March 08, 2006 | Permalink | Comments (0)

Salon d'Agriculture Paris 2006

     Pict0016_nursing_piglets          The salon of agriculture is just plain one of my favorites, that has it all from prize winnings animals to plants, flowers, mules, donkey, horses,fish, dogs and last but not the least huge food halls from all the regions of France and all around the world.  There you can taste various cheese, sausages, candies, breads, pastries, teas, coffees, chocolates, and any food specialties that are proudly associated with that region or country.   
                                   We always start with the animals prettily groomed, usually with colorful ribbons pleated in their tails or manes.  And yes I feel sad knowing that they are there for the food chain, and feel hypocritical for loving animals and yet not being a vegetarian. 
                 There are abundant displays of all sorts of fish, and shellfish that are auctioned off daily. Even saw some live eels,at the Languedoc Roussillon area that I know I could not handle preparing for a specialty  that I adored eating in Grisom Plage.  Mea Culpa.
             Our next stops are the giant food hall, offering endless booths of goodies for tasting and buying.  An Italian sausage maker who, we had first discovered at the Saveur salon , was one of the first hit to buy some of his mouth watering Mordatella de Non, a hard to find smoked sausage , even in Italy. The handsome blue eyed guy from Florence was a plus, though the sausages came near the Austrian Italian border.
            Some unusual teas from Nepal, exquisite paprika from Hungary, and Tete de Moine cheese from Switzerland got tucked into our caddy next. 
       We regularly seek out coconut sorbet from Guadeloupe,made with real coconut cream and vanilla, freshly churning in old fashioned wooden casks.  Fun to eat listening to steel drum music from the Antilles to French Polynesian dance music. 
        Towards the end we frequent more the wines kiosks, always looking for a new discovery.
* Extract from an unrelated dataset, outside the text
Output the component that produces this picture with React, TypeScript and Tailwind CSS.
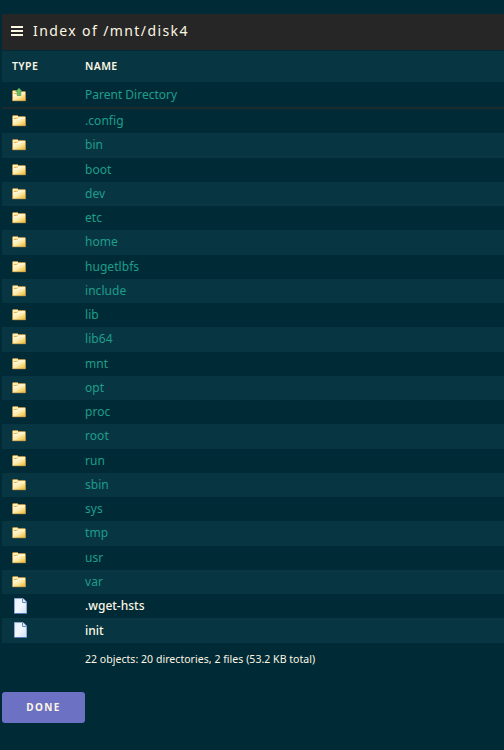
import clsx from 'clsx';

interface Entry {
  name: string;
  kind: 'folder' | 'file';
}

const folders = [
  '.config', 'bin', 'boot', 'dev', 'etc', 'home', 'hugetlbfs', 'include', 'lib', 'lib64',
  'mnt', 'opt', 'proc', 'root', 'run', 'sbin', 'sys', 'tmp', 'usr', 'var',
];

const entries: Entry[] = [
  ...folders.map((name): Entry => ({ name, kind: 'folder' })),
  { name: '.wget-hsts', kind: 'file' },
  { name: 'init', kind: 'file' },
];

function FolderIcon({ up = false }: { up?: boolean }) {
  return (
    <svg viewBox="0 0 16 16" className={clsx('w-4 h-4 ml-[9px] block', up && 'mt-[2px]')}>
      <defs>
        <linearGradient id="folderFill" x1="0" y1="0" x2="1" y2="1">
          <stop offset="0" stopColor="#fffdf0" />
          <stop offset="0.5" stopColor="#fbeaa8" />
          <stop offset="1" stopColor="#edb92c" />
        </linearGradient>
      </defs>
      <path d="M1.5 12.7V3.5Q1.5 2.5 2.5 2.5H6.5L7.5 3.5H13.5Q14.5 3.5 14.5 4.5V12.7Z" fill="#fdf0b8" stroke="#b98d45" />
      <path d="M2 12.4V7H6.5L8 5.5H14V12.4Z" fill="url(#folderFill)" />
      <path d="M3 5.5H5.5L6.5 4.8" fill="none" stroke="#d9a648" strokeWidth="0.9" />
      <path d="M2.5 6.6H6.8L8.3 5.1H13.5" fill="none" stroke="#fffdf0" strokeWidth="0.7" />
      {up && <path d="M8 0.1L11.2 3.4H9.8V7.5H6.2V3.4H4.8Z" fill="#6dbb63" stroke="#3b8d4d" strokeWidth="0.6" />}
    </svg>
  );
}

function FileIcon() {
  return (
    <svg viewBox="0 0 14 16" className="w-[14px] h-4 ml-[12px] block">
      <defs>
        <linearGradient id="fileFill" x1="0" y1="0" x2="1" y2="1">
          <stop offset="0" stopColor="#e3eefc" />
          <stop offset="0.5" stopColor="#f2f7ff" />
          <stop offset="1" stopColor="#cfe0fa" />
        </linearGradient>
      </defs>
      <path d="M0.5 0.5H9L12.5 4V15.5H0.5Z" fill="url(#fileFill)" stroke="#8fa9d3" />
      <path d="M8.5 0.5V4.5H12.5" fill="#e3eefc" stroke="#6488bd" />
      <path d="M0 15.5H13" stroke="#5478b5" />
    </svg>
  );
}

export default function App() {
  return (
    <div className="h-[750px] pt-[14px] pl-[2px] bg-[#002b36] overflow-hidden text-[#fdf6e3] font-['Noto_Sans',sans-serif]">
      {/* Title bar */}
      <div className="h-9 flex items-center bg-[#262626]">
        <svg viewBox="0 0 12 10" className="w-3 h-[10px] ml-[9px] mb-[2px]">
          <path d="M0 1H12M0 5H12M0 9H12" stroke="currentColor" strokeWidth="2" />
        </svg>
        <h1 className="ml-[10px] text-[14px] leading-[34px] tracking-[1.4px] pb-[2px] whitespace-nowrap">
          Index of /mnt/disk4
        </h1>
      </div>

      {/* Column headings */}
      <div className="mt-px h-[31px] grid grid-cols-[83px_1fr] items-center bg-[#073642] text-[10.5px] tracking-[0.4px] font-semibold">
        <span className="pl-[10px]">TYPE</span>
        <span>NAME</span>
      </div>

      <div className="h-[27px] grid grid-cols-[83px_1fr] items-center border-b-2 border-[#1c2a2d] text-xs">
        <FolderIcon up />
        <a className="text-[#1f9d8b]">Parent Directory</a>
      </div>

      {entries.map((entry, i) => (
        <div
          key={entry.name}
          className={clsx(
            'h-[24.25px] grid grid-cols-[83px_1fr] items-center text-xs',
            i % 2 === 1 && 'bg-[#073642]',
          )}
        >
          {entry.kind === 'folder' ? <FolderIcon /> : <FileIcon />}
          <a className={entry.kind === 'folder' ? 'text-[#1f9d8b] tracking-[0.05px]' : 'pt-[0.5px] font-medium'}>{entry.name}</a>
        </div>
      ))}

      <p className="pl-[83px] mt-2 text-[10.5px] leading-[17px] tracking-[0.04px] whitespace-nowrap">
        22 objects: 20 directories, 2 files (53.2 KB total)
      </p>

      <button className="mt-[24px] w-[83px] h-[31px] rounded-[3px] bg-[#6c71c4] text-[10px] font-bold tracking-[1.4px] block">
        DONE
      </button>
    </div>
  );
}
At the final day of the salon, with a little courage, aided along with a few glasses of wine, one can diplomatically ask if we could have that half opened bottle, that surely they are not planning in packing up.  Our latest "leftover" booty consisted of a delicious cremant from Bordeaux, a highly acclaimed Pomerol, and 1999 vintages of Morey Saint Denis and Chambolle Musigny.  The last mentioned were probably more lagniappe, as we had already  agreed to purchase three pricy bottles of those for our cave.  Tucking in our coveted free loot, a man appeared offering us two bottles of artisan virgin pressed oils of colsa, and sunflower fro only three euros each, only because he did not have any more room in his packed up cases. Quelle plaisir!
          The only hard part is leaving, knowing you missed something you wanted to see and having to heft with mighty effort our very heavy and bulging caddy up and down the stairs in the Metro.
As I sipped that lovely free cremant back home while preparing my magrets de canard aux pommes, it was , as usual all worth it!
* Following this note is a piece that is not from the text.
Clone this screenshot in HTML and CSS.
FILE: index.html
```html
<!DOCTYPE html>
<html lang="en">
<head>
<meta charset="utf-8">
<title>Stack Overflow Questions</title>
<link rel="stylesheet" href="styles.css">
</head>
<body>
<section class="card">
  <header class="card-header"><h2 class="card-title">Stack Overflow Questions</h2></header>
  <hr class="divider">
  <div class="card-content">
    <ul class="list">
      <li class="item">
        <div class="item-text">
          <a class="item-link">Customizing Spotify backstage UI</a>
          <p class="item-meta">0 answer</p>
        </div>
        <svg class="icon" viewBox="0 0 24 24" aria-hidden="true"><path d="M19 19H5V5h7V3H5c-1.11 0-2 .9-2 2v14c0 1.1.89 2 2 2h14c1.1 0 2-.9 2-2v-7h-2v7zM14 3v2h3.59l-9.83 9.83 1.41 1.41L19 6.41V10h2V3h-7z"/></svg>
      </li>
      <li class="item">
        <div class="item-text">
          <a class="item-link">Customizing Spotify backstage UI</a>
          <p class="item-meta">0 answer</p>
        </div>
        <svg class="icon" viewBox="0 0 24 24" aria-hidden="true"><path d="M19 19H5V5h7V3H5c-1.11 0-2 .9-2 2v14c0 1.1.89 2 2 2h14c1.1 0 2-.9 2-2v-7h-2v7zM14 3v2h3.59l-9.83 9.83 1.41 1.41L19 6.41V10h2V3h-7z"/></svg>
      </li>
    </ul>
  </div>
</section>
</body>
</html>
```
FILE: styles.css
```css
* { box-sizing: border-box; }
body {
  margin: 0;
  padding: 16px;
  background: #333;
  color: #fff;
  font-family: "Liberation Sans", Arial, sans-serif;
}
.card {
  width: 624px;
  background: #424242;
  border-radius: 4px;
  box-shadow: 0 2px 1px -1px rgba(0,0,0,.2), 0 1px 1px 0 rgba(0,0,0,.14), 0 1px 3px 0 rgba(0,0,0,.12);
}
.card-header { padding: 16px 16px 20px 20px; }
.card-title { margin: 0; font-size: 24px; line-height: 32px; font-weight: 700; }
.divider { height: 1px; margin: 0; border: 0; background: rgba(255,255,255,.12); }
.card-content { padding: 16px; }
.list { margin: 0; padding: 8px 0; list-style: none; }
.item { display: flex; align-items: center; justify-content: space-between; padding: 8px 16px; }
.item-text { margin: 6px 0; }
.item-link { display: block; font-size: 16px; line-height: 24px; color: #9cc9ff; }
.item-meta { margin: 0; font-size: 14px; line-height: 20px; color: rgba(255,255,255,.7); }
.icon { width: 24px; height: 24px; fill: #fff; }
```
March 07, 2006 | Permalink | Comments (0)

Notre Dame With Love

_notre_dame_back      When walking towards Notre dame, and then suddenly her image just comes into view, I am as always struck by her sheer beauty.  I often try to imagine what she looked like back in the early years, where there were hardly any buildings around her. There were  no built up banks along the Seine. Isle St. Louis was still divided into two islets.  When her buttresses where lit by torches and periodic moonlight.
         When there was no throngs of humans lining up to get in and when masses were all said in only candlelight with a whispering silence I long for to no avail. 
         A few years ago before the most recent renovation, evening masses were said in the very inner sanctum between the old wooden choir stalls, just in front of the massive alter depicting Mother Mary holding our beloved  Christ.  Vespers were said just before with the swirlings grey fumes of incense permeating my nostrils.  Kneeling on the hard stone floor offered  a communion of sorts  of her origin.  A Mass up front and personal in the most  beautiful of surroundings.
         As the guards shushed the remaining faithful towards the exit, I loved the mini minutes of feeling all alone in her vast embrace.  Ah, delicious silence in the darkness of her nave.  The ritualistic placing my hand on the bottom of her pillars, worn smooth by the ageless touching of human fingers felt cool to my hand, a blessing, a connection to the times from the past.  If only her stones could talk.  Would they weep for the hearts tortured in pain who have come to kneel amongst her towering grey pillars?  Would they weep for the destruction that occurred during the revolution?  They are caught motionless in time, never to stray I hope as we mortal humans have no choice to do after our time here on earth is up.  My touch imprinted however so minuscule remains bonded with the millions others from her past.  All searcher and seekers I presume, so fragile , so unknowing then as today. 
           Yet Notre Dame still stand, still beckoning souls here and beyond enthralled with her beauty. I wish all who come would , in additon to admiring the architecture,give a moment to understand that Notre Dame is a symbol of Our Blessed Virgin Mary 's abiding love for her children today and to come.